_OBJECTIVE:_
Report every line from the material that contains the word "React".

+-------+

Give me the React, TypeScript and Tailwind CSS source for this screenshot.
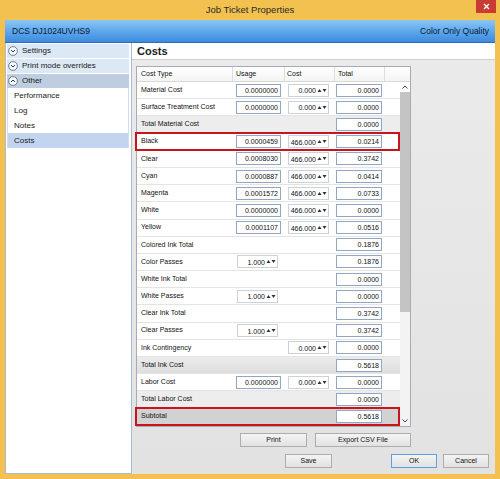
import React from 'react';

type Row = {
  label: string;
  usage?: string;
  passes?: string;
  cost?: string;
  total: string;
  kind?: 'plain' | 'sum' | 'ink' | 'subtotal';
  mark?: boolean;
};

const rows: Row[] = [
  { label: 'Material Cost', usage: '0.0000000', cost: '0.000', total: '0.0000' },
  { label: 'Surface Treatment Cost', usage: '0.0000000', cost: '0.000', total: '0.0000' },
  { label: 'Total Material Cost', total: '0.0000', kind: 'sum' },
  { label: 'Black', usage: '0.0000459', cost: '466.000', total: '0.0214', mark: true },
  { label: 'Clear', usage: '0.0008030', cost: '466.000', total: '0.3742' },
  { label: 'Cyan', usage: '0.0000887', cost: '466.000', total: '0.0414' },
  { label: 'Magenta', usage: '0.0001572', cost: '466.000', total: '0.0733' },
  { label: 'White', usage: '0.0000000', cost: '466.000', total: '0.0000' },
  { label: 'Yellow', usage: '0.0001107', cost: '466.000', total: '0.0516' },
  { label: 'Colored Ink Total', total: '0.1876' },
  { label: 'Color Passes', passes: '1.000', total: '0.1876' },
  { label: 'White Ink Total', total: '0.0000' },
  { label: 'White Passes', passes: '1.000', total: '0.0000' },
  { label: 'Clear Ink Total', total: '0.3742' },
  { label: 'Clear Passes', passes: '1.000', total: '0.3742' },
  { label: 'Ink Contingency', cost: '0.000', total: '0.0000' },
  { label: 'Total Ink Cost', total: '0.5618', kind: 'ink' },
  { label: 'Labor Cost', usage: '0.0000000', cost: '0.000', total: '0.0000' },
  { label: 'Total Labor Cost', total: '0.0000', kind: 'sum' },
  { label: 'Subtotal', total: '0.5618', kind: 'subtotal', mark: true },
];

const rowBg: Record<string, string> = {
  plain: 'bg-white',
  sum: 'bg-[#ededed]',
  ink: 'bg-gradient-to-b from-[#ececec] to-[#dedede]',
  subtotal: 'bg-[#d2d2d2]',
};

function Field({ value, className }: { value: string; className: string }) {
  return (
    <div
      className={`h-[13px] border border-[#93a6c2] bg-white text-right pr-[2px] leading-[11px] text-[#111] ${className}`}
    >
      {value}
    </div>
  );
}

function Spinner({ value, className }: { value: string; className: string }) {
  return (
    <div className={`h-[13px] flex items-center border border-[#c9d2de] bg-white ${className}`}>
      <span className="flex-1 text-right leading-[11px] pt-[1px] text-[#111]">{value}</span>
      <svg width="10" height="5" viewBox="0 0 10 5" className="mx-[1px]">
        <path d="M0.5 4 L2.5 1 L4.5 4 Z" fill="#333" />
        <path d="M5.5 1 L9.5 1 L7.5 4 Z" fill="#333" />
      </svg>
    </div>
  );
}

function CircleChevron({ up }: { up?: boolean }) {
  return (
    <svg width="10" height="10" viewBox="0 0 10 10">
      <circle cx="5" cy="5" r="4.4" fill="#f7fafd" stroke="#55657c" strokeWidth="0.8" />
      <path d={up ? 'M3 6 L5 4 L7 6' : 'M3 4 L5 6 L7 4'} fill="none" stroke="#2c3a4e" strokeWidth="1" />
    </svg>
  );
}

function Button({ label, className }: { label: string; className: string }) {
  return (
    <div
      className={`h-[14px] flex items-center justify-center border bg-gradient-to-b from-[#f4f4f4] to-[#e2e2e2] text-[7px] text-[#111] ${className}`}
    >
      {label}
    </div>
  );
}

export default function App() {
  return (
    <div className="w-[500px] h-[479px] flex flex-col bg-[#f2c14f] font-['Liberation_Sans',Arial,sans-serif] overflow-hidden">
      {/* Title bar */}
      <div className="h-[20px] flex shrink-0">
        <div className="w-[24px]" />
        <div className="flex-1 text-center leading-[20px] text-[9.5px] text-[#2a2a2a]">Job Ticket Properties</div>
        <div className="w-[24px]">
          <div className="w-[20px] h-[13px] bg-[#c93a34] flex items-center justify-center">
            <svg width="7" height="7" viewBox="0 0 7 7">
              <path d="M1 1 L6 6 M6 1 L1 6" stroke="#fff" strokeWidth="1.4" />
            </svg>
          </div>
        </div>
      </div>

      <div className="flex-1 flex flex-col mx-[5px] mb-[5px] bg-[#e9e9e9]">
        {/* Blue header */}
        <div className="h-[23px] shrink-0 flex items-center justify-between pl-[7px] pr-[6px] bg-gradient-to-b from-[#8cc7f5] via-[#5ea8ec] to-[#3e8ade] border-b border-[#2f6cbf] text-[8.5px] text-[#0c1a36]">
          <span>DCS DJ1024UVHS9</span>
          <span>Color Only Quality</span>
        </div>

        <div className="flex-1 flex">
          {/* Sidebar */}
          <div className="w-[127px] bg-white border-l border-r border-b border-[#a9bcd6] pl-[1px] pr-[2px] pt-[1px] text-[8px] text-[#1a1a1a]">
            <div className="flex flex-col gap-[1px]">
              <div className="h-[14px] flex items-center gap-[4px] pl-[1px] bg-[#dce8f6]">
                <CircleChevron />
                <span>Settings</span>
              </div>
              <div className="h-[14px] flex items-center gap-[4px] pl-[1px] bg-[#dce8f6]">
                <CircleChevron />
                <span>Print mode overrides</span>
              </div>
              <div className="h-[14px] flex items-center gap-[4px] pl-[1px] bg-[#bfcde0]">
                <CircleChevron up />
                <span>Other</span>
              </div>
            </div>
            <div className="border-x border-[#d6dde8]">
              <div className="h-[15px] flex items-center pl-[6px]">Performance</div>
              <div className="h-[15px] flex items-center pl-[6px]">Log</div>
              <div className="h-[15px] flex items-center pl-[6px]">Notes</div>
              <div className="h-[15px] flex items-center pl-[6px] bg-[#c3d5ee]">Costs</div>
            </div>
          </div>

          {/* Main */}
          <div className="flex-1 flex flex-col bg-gradient-to-b from-[#ebebeb] to-[#e2e2e2]">
            <div className="h-[17px] shrink-0 bg-white border-b border-[#cfcfcf] pl-[5px] flex items-center text-[11px] font-bold text-[#1a1a1a]">
              Costs
            </div>

            {/* Table */}
            <div className="ml-[4px] mt-[6px] w-[275px] border border-[#a8abb3] bg-white text-[7px] text-[#111]">
              <div className="h-[15px] flex border-b border-[#d8d8d8] bg-gradient-to-b from-white to-[#f4f4f4]">
                <div className="w-[96px] pl-[4px] flex items-center border-r border-[#dedede]">Cost Type</div>
                <div className="w-[52px] pl-[3px] flex items-center border-r border-[#dedede]">Usage</div>
                <div className="w-[50px] pl-[2px] flex items-center border-r border-[#dedede]">Cost</div>
                <div className="w-[50px] pl-[3px] flex items-center border-r border-[#dedede]">Total</div>
                <div className="flex-1" />
              </div>
              <div className="flex">
                <div className="w-[263px]">
                  {rows.map((r) => (
                    <div
                      key={r.label}
                      className={`relative h-[17.2px] flex items-center border-b border-[#e4e4e4] ${rowBg[r.kind ?? 'plain']}`}
                    >
                      <div className="w-[96px] pl-[4px] whitespace-nowrap">{r.label}</div>
                      <div className="w-[52px]">
                        {r.usage && <Field value={r.usage} className="ml-[3px] w-[45px]" />}
                        {r.passes && <Spinner value={r.passes} className="ml-[4px] w-[41px]" />}
                      </div>
                      <div className="w-[50px]">
                        {r.cost && <Spinner value={r.cost} className="ml-[3px] w-[41px]" />}
                      </div>
                      <div className="w-[50px]">
                        <Field value={r.total} className="ml-[1px] w-[46px]" />
                      </div>
                      <div className="flex-1" />
                      {r.mark && (
                        <div className="absolute -left-[2px] -top-[2px] right-0 -bottom-[1px] border-2 border-[#c8141c] z-10" />
                      )}
                    </div>
                  ))}
                </div>
                {/* Scrollbar */}
                <div className="w-[10px] flex flex-col bg-[#f3f3f3]">
                  <div className="h-[10px] flex items-center justify-center bg-white">
                    <svg width="6" height="4" viewBox="0 0 6 4">
                      <path d="M0.5 3.5 L3 1 L5.5 3.5" fill="none" stroke="#444" strokeWidth="1" />
                    </svg>
                  </div>
                  <div className="h-[220px] bg-[#c4c4c4]" />
                  <div className="flex-1" />
                  <div className="h-[10px] flex items-center justify-center">
                    <svg width="6" height="4" viewBox="0 0 6 4">
                      <path d="M0.5 0.5 L3 3 L5.5 0.5" fill="none" stroke="#444" strokeWidth="1" />
                    </svg>
                  </div>
                </div>
              </div>
            </div>

            <div className="flex mt-[6px]">
              <Button label="Print" className="ml-[108px] w-[67px] border-[#adadad]" />
              <Button label="Export CSV File" className="ml-[8px] w-[96px] border-[#adadad]" />
            </div>
            <div className="flex mt-[7px] mr-[6px]">
              <Button label="Save" className="ml-[153px] w-[47px] border-[#adadad]" />
              <div className="flex-1" />
              <Button label="OK" className="w-[46px] border-[#5f9fdc]" />
              <Button label="Cancel" className="ml-[6px] w-[46px] border-[#adadad]" />
            </div>
          </div>
        </div>
      </div>
    </div>
  );
}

+-------+

_REPLY:_
Give me the React, TypeScript and Tailwind CSS source for this screenshot.
import React from 'react';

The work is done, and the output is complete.